DESCRIPTION OF THE TASK: Pictures are not part of the copy. Retype the lines from the first one through the line that contains "const l = (text: string, spacing: number): Line".

SUPPLIED MATERIAL:

——————————

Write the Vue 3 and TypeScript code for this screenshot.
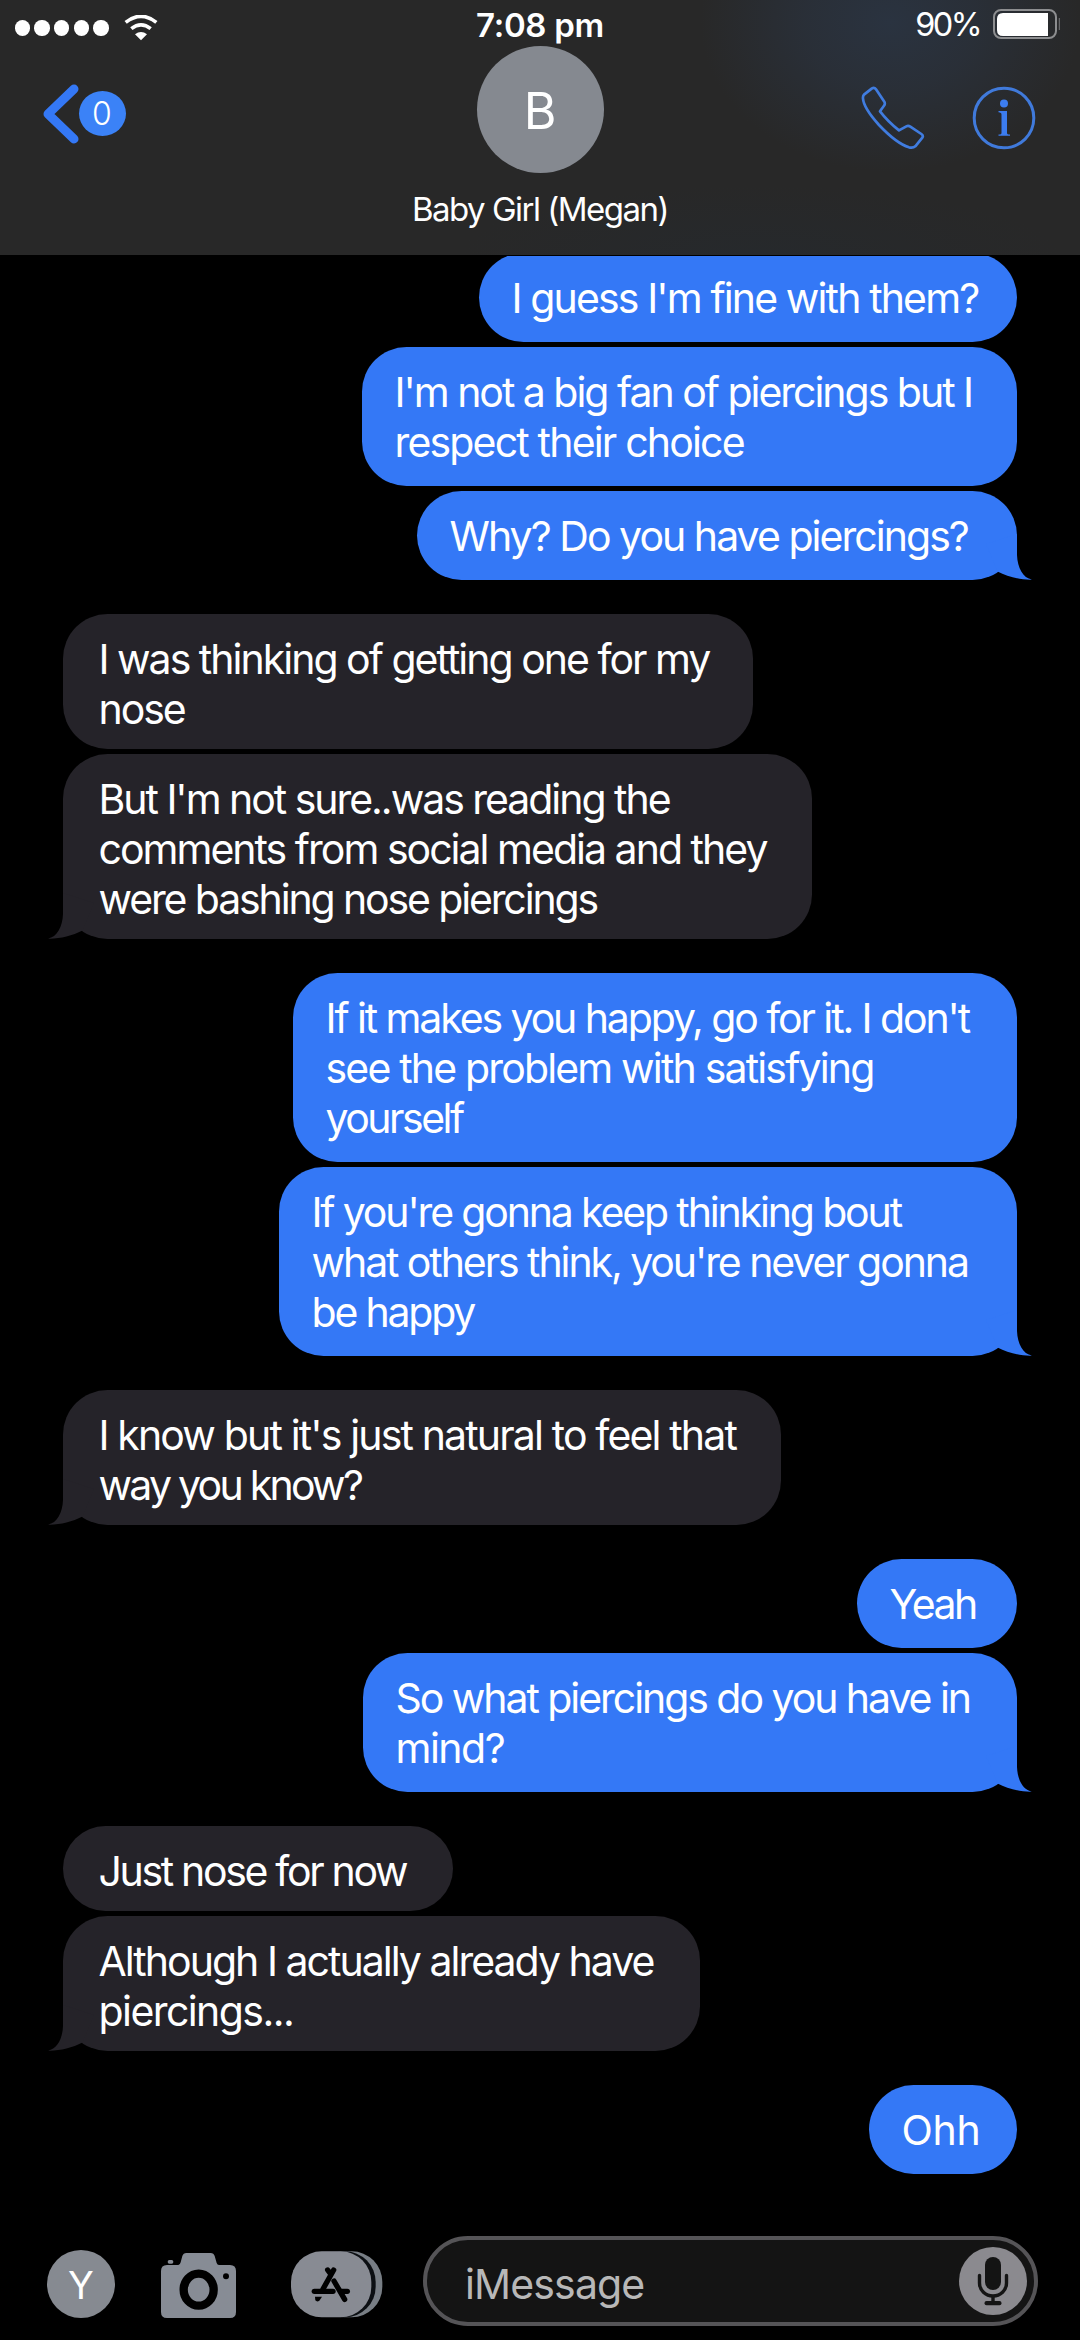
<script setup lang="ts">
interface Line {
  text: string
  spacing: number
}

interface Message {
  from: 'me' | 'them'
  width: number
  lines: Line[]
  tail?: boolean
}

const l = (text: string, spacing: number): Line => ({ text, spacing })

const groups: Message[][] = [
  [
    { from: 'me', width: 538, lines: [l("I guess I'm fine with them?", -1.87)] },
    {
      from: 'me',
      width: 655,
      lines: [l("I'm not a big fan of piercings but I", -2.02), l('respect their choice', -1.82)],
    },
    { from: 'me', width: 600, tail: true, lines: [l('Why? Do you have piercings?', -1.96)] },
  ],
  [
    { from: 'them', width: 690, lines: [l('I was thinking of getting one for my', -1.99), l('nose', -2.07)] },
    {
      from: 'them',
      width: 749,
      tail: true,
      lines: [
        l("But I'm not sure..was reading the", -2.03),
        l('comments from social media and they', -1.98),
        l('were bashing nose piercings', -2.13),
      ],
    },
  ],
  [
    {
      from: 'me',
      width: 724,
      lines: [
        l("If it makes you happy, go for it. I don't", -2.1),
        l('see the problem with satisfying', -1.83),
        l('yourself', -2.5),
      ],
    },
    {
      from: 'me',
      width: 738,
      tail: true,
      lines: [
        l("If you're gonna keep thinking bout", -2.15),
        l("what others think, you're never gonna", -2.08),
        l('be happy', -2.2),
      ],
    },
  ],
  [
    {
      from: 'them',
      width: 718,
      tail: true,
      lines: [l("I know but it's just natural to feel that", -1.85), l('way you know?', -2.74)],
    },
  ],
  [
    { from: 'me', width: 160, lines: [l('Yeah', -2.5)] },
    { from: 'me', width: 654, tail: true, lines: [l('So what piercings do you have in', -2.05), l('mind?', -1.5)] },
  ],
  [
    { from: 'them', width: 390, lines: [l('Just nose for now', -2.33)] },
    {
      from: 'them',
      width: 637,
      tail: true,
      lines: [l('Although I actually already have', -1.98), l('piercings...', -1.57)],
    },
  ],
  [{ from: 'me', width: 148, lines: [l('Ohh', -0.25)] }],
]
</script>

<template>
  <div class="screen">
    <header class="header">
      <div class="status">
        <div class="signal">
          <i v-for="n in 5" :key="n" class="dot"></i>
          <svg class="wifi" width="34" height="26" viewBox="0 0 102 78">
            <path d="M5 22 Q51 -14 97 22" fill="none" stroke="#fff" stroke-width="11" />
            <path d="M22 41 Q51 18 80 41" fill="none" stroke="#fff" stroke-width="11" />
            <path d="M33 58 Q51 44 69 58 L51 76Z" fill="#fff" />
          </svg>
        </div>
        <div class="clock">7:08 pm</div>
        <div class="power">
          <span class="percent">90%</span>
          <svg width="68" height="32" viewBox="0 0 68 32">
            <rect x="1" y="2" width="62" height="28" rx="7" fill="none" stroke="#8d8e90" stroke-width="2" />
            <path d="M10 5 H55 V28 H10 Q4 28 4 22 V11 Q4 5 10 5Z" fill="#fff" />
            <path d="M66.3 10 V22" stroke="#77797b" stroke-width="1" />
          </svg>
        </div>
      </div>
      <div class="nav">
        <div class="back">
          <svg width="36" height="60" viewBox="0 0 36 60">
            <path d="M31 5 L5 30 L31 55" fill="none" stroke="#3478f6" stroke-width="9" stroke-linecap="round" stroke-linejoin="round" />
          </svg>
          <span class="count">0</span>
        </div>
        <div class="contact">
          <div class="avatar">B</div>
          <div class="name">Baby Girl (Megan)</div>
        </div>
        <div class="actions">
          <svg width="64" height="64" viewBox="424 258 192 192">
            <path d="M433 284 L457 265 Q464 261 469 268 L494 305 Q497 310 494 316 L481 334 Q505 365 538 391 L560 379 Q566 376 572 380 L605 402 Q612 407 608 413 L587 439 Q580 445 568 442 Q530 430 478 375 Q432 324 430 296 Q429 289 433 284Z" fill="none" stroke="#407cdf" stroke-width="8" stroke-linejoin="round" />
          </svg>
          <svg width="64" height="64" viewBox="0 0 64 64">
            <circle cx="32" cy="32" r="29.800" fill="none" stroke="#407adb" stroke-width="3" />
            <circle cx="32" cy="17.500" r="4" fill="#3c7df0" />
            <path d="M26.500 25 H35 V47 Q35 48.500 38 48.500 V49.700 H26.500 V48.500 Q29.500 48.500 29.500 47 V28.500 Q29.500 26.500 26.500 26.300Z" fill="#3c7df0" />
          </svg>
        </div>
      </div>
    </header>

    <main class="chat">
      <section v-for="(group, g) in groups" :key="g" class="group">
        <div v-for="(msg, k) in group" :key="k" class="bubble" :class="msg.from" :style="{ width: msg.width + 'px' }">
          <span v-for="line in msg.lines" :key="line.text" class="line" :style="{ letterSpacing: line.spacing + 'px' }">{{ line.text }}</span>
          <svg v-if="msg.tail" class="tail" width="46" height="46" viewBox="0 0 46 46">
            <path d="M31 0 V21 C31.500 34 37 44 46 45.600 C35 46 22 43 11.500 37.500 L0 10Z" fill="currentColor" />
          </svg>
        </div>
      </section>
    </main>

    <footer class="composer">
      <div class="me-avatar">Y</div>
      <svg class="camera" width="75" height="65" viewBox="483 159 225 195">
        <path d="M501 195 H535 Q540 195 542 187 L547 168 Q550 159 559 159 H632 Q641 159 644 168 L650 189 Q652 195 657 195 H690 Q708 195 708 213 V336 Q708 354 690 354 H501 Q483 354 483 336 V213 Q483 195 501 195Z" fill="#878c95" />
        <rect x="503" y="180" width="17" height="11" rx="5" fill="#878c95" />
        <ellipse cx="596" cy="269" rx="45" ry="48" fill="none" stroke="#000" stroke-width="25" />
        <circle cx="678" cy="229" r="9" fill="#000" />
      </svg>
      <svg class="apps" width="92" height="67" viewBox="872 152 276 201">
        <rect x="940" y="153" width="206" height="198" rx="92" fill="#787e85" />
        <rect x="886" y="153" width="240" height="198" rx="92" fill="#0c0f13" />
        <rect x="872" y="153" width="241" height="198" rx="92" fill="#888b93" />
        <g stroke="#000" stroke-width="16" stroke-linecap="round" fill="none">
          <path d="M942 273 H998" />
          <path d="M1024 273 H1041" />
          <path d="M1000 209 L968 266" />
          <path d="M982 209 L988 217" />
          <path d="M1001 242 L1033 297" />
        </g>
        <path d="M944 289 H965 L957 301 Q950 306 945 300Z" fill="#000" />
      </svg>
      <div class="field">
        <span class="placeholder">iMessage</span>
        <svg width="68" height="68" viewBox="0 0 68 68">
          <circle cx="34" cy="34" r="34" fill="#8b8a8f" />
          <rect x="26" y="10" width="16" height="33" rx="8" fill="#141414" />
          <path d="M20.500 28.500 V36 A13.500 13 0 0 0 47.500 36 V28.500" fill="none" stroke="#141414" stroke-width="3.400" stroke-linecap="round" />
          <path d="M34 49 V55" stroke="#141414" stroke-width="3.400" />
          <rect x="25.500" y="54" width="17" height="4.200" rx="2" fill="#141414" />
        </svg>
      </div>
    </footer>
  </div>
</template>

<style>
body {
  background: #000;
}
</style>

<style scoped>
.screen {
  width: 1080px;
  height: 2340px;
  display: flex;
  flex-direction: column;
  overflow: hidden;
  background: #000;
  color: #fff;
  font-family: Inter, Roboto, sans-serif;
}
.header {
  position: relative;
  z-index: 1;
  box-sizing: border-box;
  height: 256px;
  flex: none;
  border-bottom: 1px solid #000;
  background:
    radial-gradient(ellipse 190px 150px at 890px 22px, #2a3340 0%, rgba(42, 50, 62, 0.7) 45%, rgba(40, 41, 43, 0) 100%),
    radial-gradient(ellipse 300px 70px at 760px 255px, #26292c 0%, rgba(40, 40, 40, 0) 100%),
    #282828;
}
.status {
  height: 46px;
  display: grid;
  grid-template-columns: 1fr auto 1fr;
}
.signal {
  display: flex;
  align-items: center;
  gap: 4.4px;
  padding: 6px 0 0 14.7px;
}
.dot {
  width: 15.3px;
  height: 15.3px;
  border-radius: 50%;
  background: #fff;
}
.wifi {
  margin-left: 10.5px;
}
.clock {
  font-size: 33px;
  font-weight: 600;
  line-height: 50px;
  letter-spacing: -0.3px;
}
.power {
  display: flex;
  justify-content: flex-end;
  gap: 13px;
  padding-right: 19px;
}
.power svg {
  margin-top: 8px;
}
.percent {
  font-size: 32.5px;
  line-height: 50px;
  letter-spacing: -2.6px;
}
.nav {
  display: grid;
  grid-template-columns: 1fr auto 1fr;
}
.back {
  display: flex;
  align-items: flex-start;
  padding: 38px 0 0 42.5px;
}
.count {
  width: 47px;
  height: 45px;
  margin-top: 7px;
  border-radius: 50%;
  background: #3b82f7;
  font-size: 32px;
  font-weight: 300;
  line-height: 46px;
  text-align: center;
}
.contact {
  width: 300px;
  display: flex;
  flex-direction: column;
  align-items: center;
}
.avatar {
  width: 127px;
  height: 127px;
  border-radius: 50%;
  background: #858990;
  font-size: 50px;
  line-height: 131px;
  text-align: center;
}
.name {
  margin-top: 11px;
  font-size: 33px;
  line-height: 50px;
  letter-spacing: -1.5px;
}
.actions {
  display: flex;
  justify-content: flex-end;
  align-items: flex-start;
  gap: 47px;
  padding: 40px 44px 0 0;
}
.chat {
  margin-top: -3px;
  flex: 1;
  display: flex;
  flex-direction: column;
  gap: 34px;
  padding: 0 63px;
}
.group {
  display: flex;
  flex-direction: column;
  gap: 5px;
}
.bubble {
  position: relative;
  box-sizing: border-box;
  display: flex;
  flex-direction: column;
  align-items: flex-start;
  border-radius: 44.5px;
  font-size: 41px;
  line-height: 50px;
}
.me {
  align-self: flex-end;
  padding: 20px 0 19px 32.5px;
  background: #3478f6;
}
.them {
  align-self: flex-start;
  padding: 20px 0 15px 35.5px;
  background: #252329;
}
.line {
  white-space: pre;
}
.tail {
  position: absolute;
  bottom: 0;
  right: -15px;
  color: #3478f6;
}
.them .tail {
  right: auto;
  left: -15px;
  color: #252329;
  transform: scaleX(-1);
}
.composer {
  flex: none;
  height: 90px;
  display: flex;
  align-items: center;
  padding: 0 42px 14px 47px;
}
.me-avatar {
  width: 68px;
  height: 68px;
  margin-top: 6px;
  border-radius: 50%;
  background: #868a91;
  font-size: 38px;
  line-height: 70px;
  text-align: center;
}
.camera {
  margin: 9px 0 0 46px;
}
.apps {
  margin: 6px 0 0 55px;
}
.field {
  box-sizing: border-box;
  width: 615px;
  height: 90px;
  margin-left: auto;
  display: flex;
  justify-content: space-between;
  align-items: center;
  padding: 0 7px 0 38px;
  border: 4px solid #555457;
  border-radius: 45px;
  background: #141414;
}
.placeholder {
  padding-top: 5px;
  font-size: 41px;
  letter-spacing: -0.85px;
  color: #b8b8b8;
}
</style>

——————————

EXERCISE OUTPUT:
Write the Vue 3 and TypeScript code for this screenshot.
<script setup lang="ts">
interface Line {
  text: string
  spacing: number
}

interface Message {
  from: 'me' | 'them'
  width: number
  lines: Line[]
  tail?: boolean
}

const l = (text: string, spacing: number): Line => ({ text, spacing })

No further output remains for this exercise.